Friday, September 30, 2011

Nobel Season: Meet the Ig Nobels


I liked the coverage in The Guardian and The Chronicle. Here's the full list at the Improbable Research website.

The Chronicle focuses on the Literature Prize, because the Prize-winning article appeared in its pages back in 1996: How to Procrastinate, and Still Get Things Done. It was by John R. Perry, an emeritus professor of philosophy at Stanford, who "deemed the tardiness of his award "quite appropriate" given the nature of his essay." [Perry has expanded on this theme in several follow-up essays -- all available at at Structured Procrastination.]

Here's the Guardian, leading off with the research on wasabi:

How do you wake a deaf person in the middle of the night if there's a fire? Squirt a cloud of wasabi at them, of course. For the Japanese researchers who came up with the horseradish-based alarm system, it was a lifesaving piece of work, but on Thursday night they entered the history books with the award of the Ig Nobel prize for chemistry.

The Japanese scientists and engineers who came up with the 50,000-yen (£400) wasabi alarm tried hundreds of odours, including rotten eggs, before settling on the Japanese condiment – a favourite of sushi lovers. Its active ingredient, allyl isothiocyanate, acts as an irritant in the nose that works even when someone is asleep. "That's why [people] can wake up after inhalation of air-diluted wasabi," said Makoto Imai of the department of psychiatry at Shiga University of Medical Science, one of the team that won this year's Ig Nobel for chemistry.

1 Comments:

  1. MP said...

    I would've enjoyed Perry's "Personal Identity" a lot more if I knew about this essay before!

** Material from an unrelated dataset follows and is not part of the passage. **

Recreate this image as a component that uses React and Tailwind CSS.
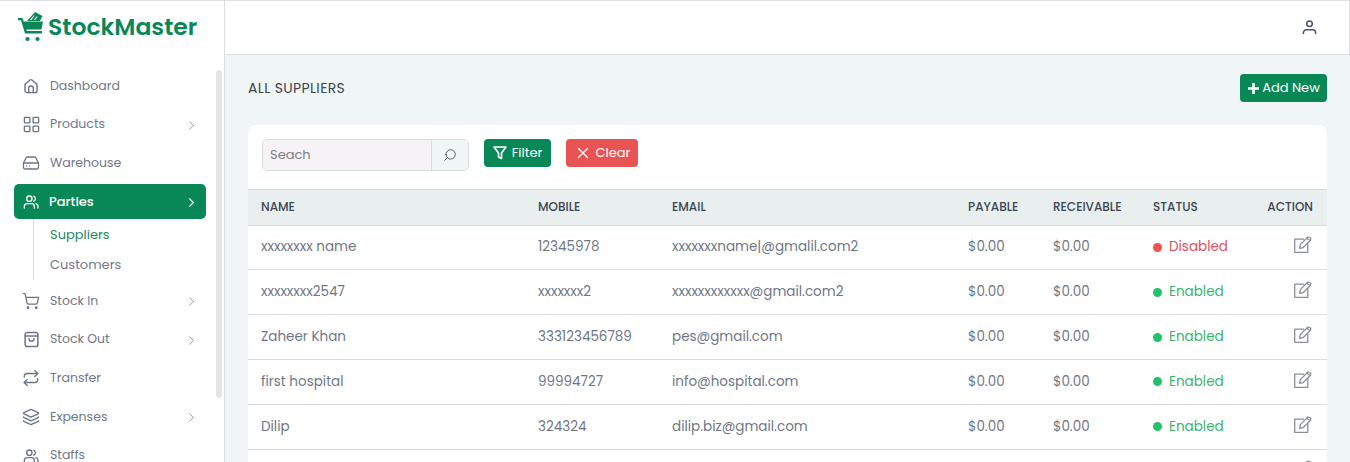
import React from "react";
import {
  LayoutGrid, HardDrive, ChevronRight, ShoppingCart, Repeat, Layers, Search, X,
} from "lucide-react";

const font = "font-['Poppins','Inter','Noto_Sans',sans-serif]";

const Party = ({ className }) => (
  <svg className={className} viewBox="0 0 24 24" fill="none" stroke="currentColor" strokeWidth="2" strokeLinecap="round">
    <circle cx="9.5" cy="7" r="4" />
    <path d="M2 21v-2.5a4 4 0 0 1 4-4h7a4 4 0 0 1 4 4V21" />
    <path d="M16 3.3a4 4 0 0 1 0 7.4" />
    <path d="M19.5 14.5a4 4 0 0 1 3 3.9V21" />
  </svg>
);

const Bag = ({ className }) => (
  <svg className={className} viewBox="0 0 24 24" fill="none" stroke="currentColor" strokeWidth="2.1" strokeLinecap="round" strokeLinejoin="round">
    <path d="M6 2h12a3 3 0 0 1 3 3v14a3 3 0 0 1-3 3H6a3 3 0 0 1-3-3V5a3 3 0 0 1 3-3z" />
    <path d="M3 7h18" />
    <path d="M8.5 11a3.5 3.5 0 0 0 7 0" />
  </svg>
);

const Home = ({ className }) => (
  <svg className={className} viewBox="0 0 24 24" fill="none" stroke="currentColor" strokeWidth="2.1" strokeLinecap="round" strokeLinejoin="round">
    <path d="M3 10.5a2.5 2.5 0 0 1 1-2L10.5 3a2.5 2.5 0 0 1 3 0L20 8.5a2.5 2.5 0 0 1 1 2V19a3 3 0 0 1-3 3H6a3 3 0 0 1-3-3z" />
    <path d="M8.5 22v-6.5a3.5 3.5 0 0 1 7 0V22" />
  </svg>
);

const Edit = ({ className }) => (
  <svg className={className} viewBox="0 0 18 17" fill="none" stroke="currentColor" strokeWidth="1.3" strokeLinejoin="round">
    <path d="M10 3.2H.7v13.1h13.1V7.6" />
    <path d="M6.3 8.6 13.9 1l2.9 1-.2 2.3-7.6 7.4-3.3.6z" />
    <path d="M12.8 2.2l3 2.4" />
  </svg>
);

const menuTop = [
  { label: "Dashboard", icon: Home, size: "size-[16px]" },
  { label: "Products", icon: LayoutGrid, size: "size-[19px]", more: true },
  { label: "Warehouse", icon: HardDrive, size: "size-[18px]" },
];
const menuBottom = [
  { label: "Stock In", icon: ShoppingCart, size: "size-[18px]", more: true },
  { label: "Stock Out", icon: Bag, size: "size-[17px]", more: true },
  { label: "Transfer", icon: Repeat, size: "size-[18px]" },
  { label: "Expenses", icon: Layers, size: "size-[18px]", more: true },
  { label: "Staffs", icon: Party, size: "size-[16px]" },
];

const rows = [
  ["xxxxxxxx name", "12345978", "xxxxxxxname|@gmalil.com2", false],
  ["xxxxxxxx2547", "xxxxxxx2", "xxxxxxxxxxxx@gmail.com2", true],
  ["Zaheer Khan", "333123456789", "pes@gmail.com", true],
  ["first hospital", "99994727", "info@hospital.com", true],
  ["Dilip", "324324", "dilip.biz@gmail.com", true],
  ["", "", "", true],
];

function MenuItem({ item }) {
  const Icon = item.icon;
  return (
    <div className="flex h-[35px] shrink-0 items-center pl-[9px] pr-[7px] text-[12.5px] text-[#6f7787]">
      <span className="flex w-[16px] shrink-0 justify-center">
        <Icon className={`${item.size} shrink-0 text-[#6b7487]`} strokeWidth={1.7} />
      </span>
      <span className="ml-[11px] flex-1">{item.label}</span>
      {item.more && <ChevronRight className="mt-[1px] size-[15px] text-[#7b8494]" strokeWidth={1.3} />}
    </div>
  );
}

function Logo() {
  return (
    <div className="flex h-[54px] items-center pb-[3px] pl-[18px]">
      <svg className="h-[30px] w-[26px]" viewBox="0 0 26 30" fill="#078856">
        <path d="M0 6h4.4l1.3 3.5H25l-1.6 8H8.4l.5 1.5H24v2.6H7L3 8.2H0z" />
        <path d="M9 9 17 0l7.5 4-2.6 5z" />
        <path d="M15.5 3.5 12 8h1.4l3.4-4.3zM18.5 4.5 15.8 8h1.3l2.6-3.3z" fill="#fff" />
        <circle cx="9.5" cy="27" r="2.1" />
        <circle cx="19.5" cy="27" r="2.1" />
      </svg>
      <span className="ml-[4px] text-[23.5px] font-semibold leading-none text-[#078856]">StockMaster</span>
    </div>
  );
}

function StatusCell({ enabled }) {
  return (
    <span className={`flex items-center gap-[7px] ${enabled ? "text-[#39b56f]" : "text-[#e05260]"}`}>
      <span className={`size-[9px] rounded-full ${enabled ? "bg-[#22c36a]" : "bg-[#ef5350]"}`} />
      {enabled ? "Enabled" : "Disabled"}
    </span>
  );
}

export default function App() {
  return (
    <div className={`flex h-[462px] w-[1350px] overflow-hidden border-t border-[#dcdfe1] bg-white ${font}`}>
      <aside className="relative w-[225px] shrink-0 overflow-hidden border-r border-[#dcdfe1] bg-white">
        <Logo />
        <div className="mt-[13.6px] flex flex-col pl-[14px] pr-[18px]">
          <div className="flex flex-col gap-[3.6px]">
            {menuTop.map((m) => <MenuItem key={m.label} item={m} />)}
            <div className="flex h-[35px] items-center rounded-[5px] bg-[#078856] pl-[9px] pr-[7px] text-[13px] font-medium text-white">
              <Party className="size-[16px] shrink-0" />
              <span className="ml-[10px] flex-1">Parties</span>
              <ChevronRight className="mt-[1px] size-[15px]" strokeWidth={1.8} />
            </div>
          </div>
          <div className="ml-[19px] flex h-[61px] flex-col border-l border-[#d5d8dc] pl-[16px] text-[13px]">
            <span className="flex h-[30px] items-center text-[#25875f]">Suppliers</span>
            <span className="flex h-[30px] items-center text-[#6f7787]">Customers</span>
          </div>
          <div className="mt-[3.4px] flex flex-col gap-[3.6px]">
            {menuBottom.map((m) => <MenuItem key={m.label} item={m} />)}
          </div>
        </div>
        <div className="absolute left-[216px] top-[69px] h-[328px] w-[6px] rounded-full bg-[#e4e5e6]" />
      </aside>

      <div className="flex min-w-0 flex-1 flex-col bg-[#eff6f5]">
        <header className="flex h-[54px] shrink-0 items-center justify-end border-b border-r border-[#dcdfe1] bg-white pr-[32px]">
          <svg className="size-[15px] text-[#4b5563]" viewBox="0 0 16 16" fill="none" stroke="currentColor" strokeWidth="1.6">
            <circle cx="8" cy="4" r="3" />
            <path d="M1.5 15v-1.5a3 3 0 0 1 3-3h7a3 3 0 0 1 3 3V15" />
          </svg>
        </header>
        <main className="flex flex-col pl-[23px] pr-[23px]">
          <div className="mt-[19px] flex h-[28px] items-center justify-between">
            <h1 className="text-[14px] tracking-[0.35px] text-[#3d4654]">ALL SUPPLIERS</h1>
            <button className="flex h-[28px] w-[87px] items-center justify-center gap-[1px] rounded-[4px] bg-[#078856] text-[13px] text-white">
              <svg className="size-[13px]" viewBox="0 0 13 13" fill="none" stroke="currentColor" strokeWidth="2.6">
                <path d="M6.5 1v11M1 6.5h11" />
              </svg>
              <span className="ml-[1px]">Add New</span>
            </button>
          </div>
          <section className="mt-[23px] w-[1079px] overflow-hidden rounded-t-[7px] bg-white">
            <div className="flex h-[64px] items-start pl-[14px] pt-[14px]">
              <div className="flex h-[32px] w-[207px] overflow-hidden rounded-[5px] border border-[#d9dcdf]">
                <span className="flex flex-1 items-center bg-[#f6f3f6] pl-[7px] text-[13px] text-[#7a808b]">Seach</span>
                <span className="flex w-[37px] items-center justify-center border-l border-[#d9dcdf] bg-[#eff6f5]">
                  <Search className="size-[14px] -scale-x-100 text-[#374151]" strokeWidth={1.4} />
                </span>
              </div>
              <button className="ml-[15px] flex h-[28px] w-[67px] items-center justify-center gap-[5px] rounded-[4px] bg-[#078856] text-[13px] text-white">
                <svg className="size-[14px]" viewBox="0 0 14 14" fill="none" stroke="currentColor" strokeWidth="1.7" strokeLinejoin="round">
                  <path d="M1 1h12L8.5 7v5.5l-3-1.5V7z" />
                </svg>
                Filter
              </button>
              <button className="ml-[15px] flex h-[28px] w-[72px] items-center justify-center gap-[4px] rounded-[4px] bg-[#e85454] text-[13px] text-white">
                <X className="size-[18px]" strokeWidth={1.6} />
                Clear
              </button>
            </div>
            <table className="w-full table-fixed border-collapse text-left text-[13.5px] text-[#6f7787]">
              <colgroup>
                <col className="w-[290px]" />
                <col className="w-[134px]" />
                <col className="w-[296px]" />
                <col className="w-[85px]" />
                <col className="w-[100px]" />
                <col className="w-[100px]" />
                <col />
              </colgroup>
              <thead>
                <tr className="h-[35.6px] border-y border-[#d9dcdf] bg-[#e8efee] text-[12px] text-[#3d4654]">
                  <th className="pl-[13px] font-medium">NAME</th>
                  <th className="font-medium">MOBILE</th>
                  <th className="font-medium">EMAIL</th>
                  <th className="font-medium">PAYABLE</th>
                  <th className="font-medium">RECEIVABLE</th>
                  <th className="font-medium">STATUS</th>
                  <th className="pr-[14px] text-right font-medium">ACTION</th>
                </tr>
              </thead>
              <tbody>
                {rows.map((r, i) => (
                  <tr key={i} className="h-[44.8px] border-b border-[#d9dcdf]">
                    <td className="pl-[13px]">{r[0]}</td>
                    <td>{r[1]}</td>
                    <td>{r[2]}</td>
                    <td>{r[0] && "$0.00"}</td>
                    <td>{r[0] && "$0.00"}</td>
                    <td>{r[0] && <StatusCell enabled={r[3]} />}</td>
                    <td className="pr-[15px]">
                      <div className="flex justify-end">
                        <Edit className="-mt-[5px] h-[17px] w-[18px] text-[#8a8f98]" />
                      </div>
                    </td>
                  </tr>
                ))}
              </tbody>
            </table>
          </section>
        </main>
      </div>
    </div>
  );
}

    To those interested, it contains Derek Parfit's famous essay on the topic, which anticipates some of the recent cognitive neuroscience work on out-of-body experiences and the Alice illusion.

    http://mind.ucsd.edu/syllabi/03-04/phil1-spring/readings/parfit.pdf

    http://www.sciencemag.org/content/317/5841/1048.abstract

    http://www.cell.com/trends/cognitive-sciences/abstract/S1364-6613%2808%2900250-7

    I personally think Indian science, particularly neuroscience, suffers from the lack of imaginative AND rigorous philosophy (most philosophy, everywhere, fits only one of these criteria, usually the latter). It would be nice to have at least one good philosophy department, in one of the better institutes like TIFR or NCBS.